Sophisticated synthetic investors are diversifying the reference obligations on which they buy protection because of fears about the high degree of portfolio overlap in synthetic CDOs. Market players say the majority of CDOs issued in Europe this year reference the same group of about 400-500 liquid names and a single default by one name in this group could trigger sharp rating downgrades across hundreds of CDOs. Investors are mitigating the overlap risk by compiling customized portfolios on which they then ask a bank to write protection.
Structuring officials at Morgan Stanley, Calyon and IXIS Corporate & Investment Bank have reported a pick up in the number of these reverse inquiry transactions issued this year. "Investors are increasingly developing their own models to choose names," said one official at European firm. Mathew Zola, managing director in structured credit at Morgan Stanley in London, said the trades are originated primarily by hedge funds. "Overlap is something they look for and differentiate when buying trades," he noted, adding reserve inquiry trades may have been exacerbated by low corporate bond issuance and spurred on by investors looking for yield in today's tight credit spread environment.
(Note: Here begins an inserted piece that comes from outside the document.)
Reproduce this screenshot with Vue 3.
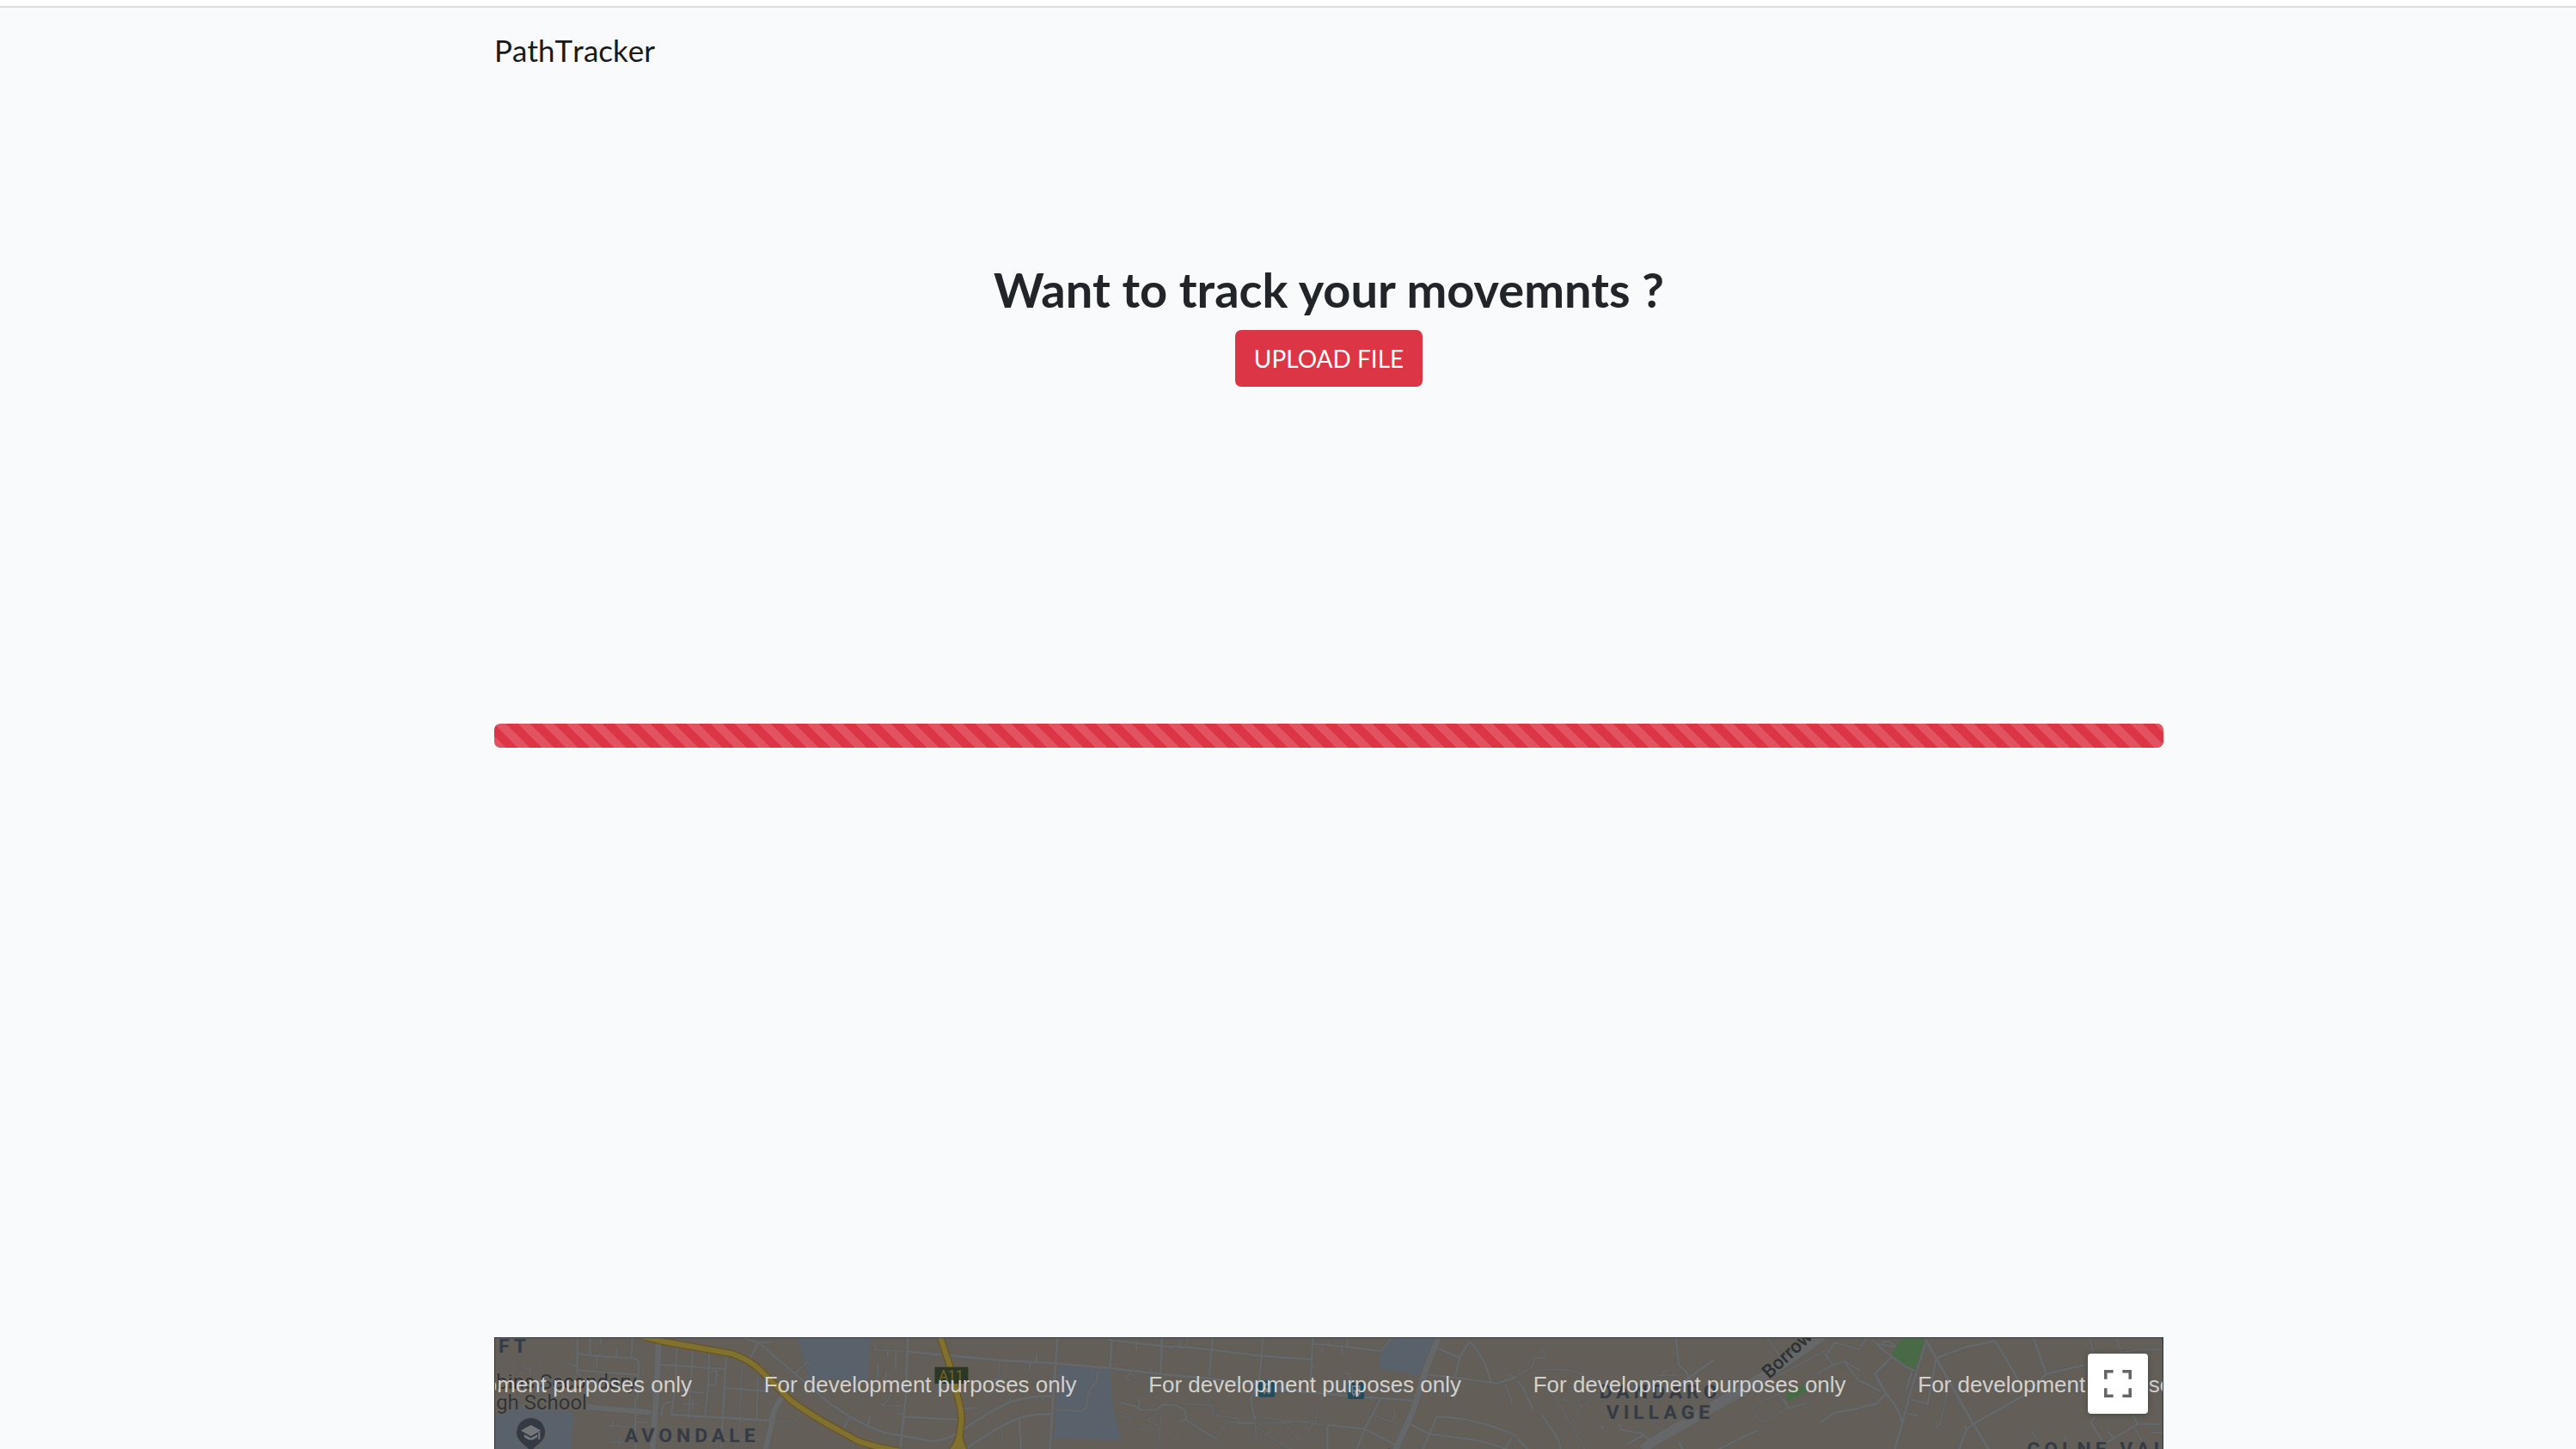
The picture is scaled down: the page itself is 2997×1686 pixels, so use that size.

Miguel Ramos, managing partner at Washington Square Investment Management in London, said the key to diminishing overlap risk is to invest heavily in the research of underlying. "Some people are pitched a deal and look closely at the structure and the manager, but don't study the underlying portfolio," he said.
In a report on portfolio overlap issued last week, rating agency Standard and Poor's noted the three most popular corporates are referenced in 80% of European synthetic CDOs and the top 40 appear in 50%.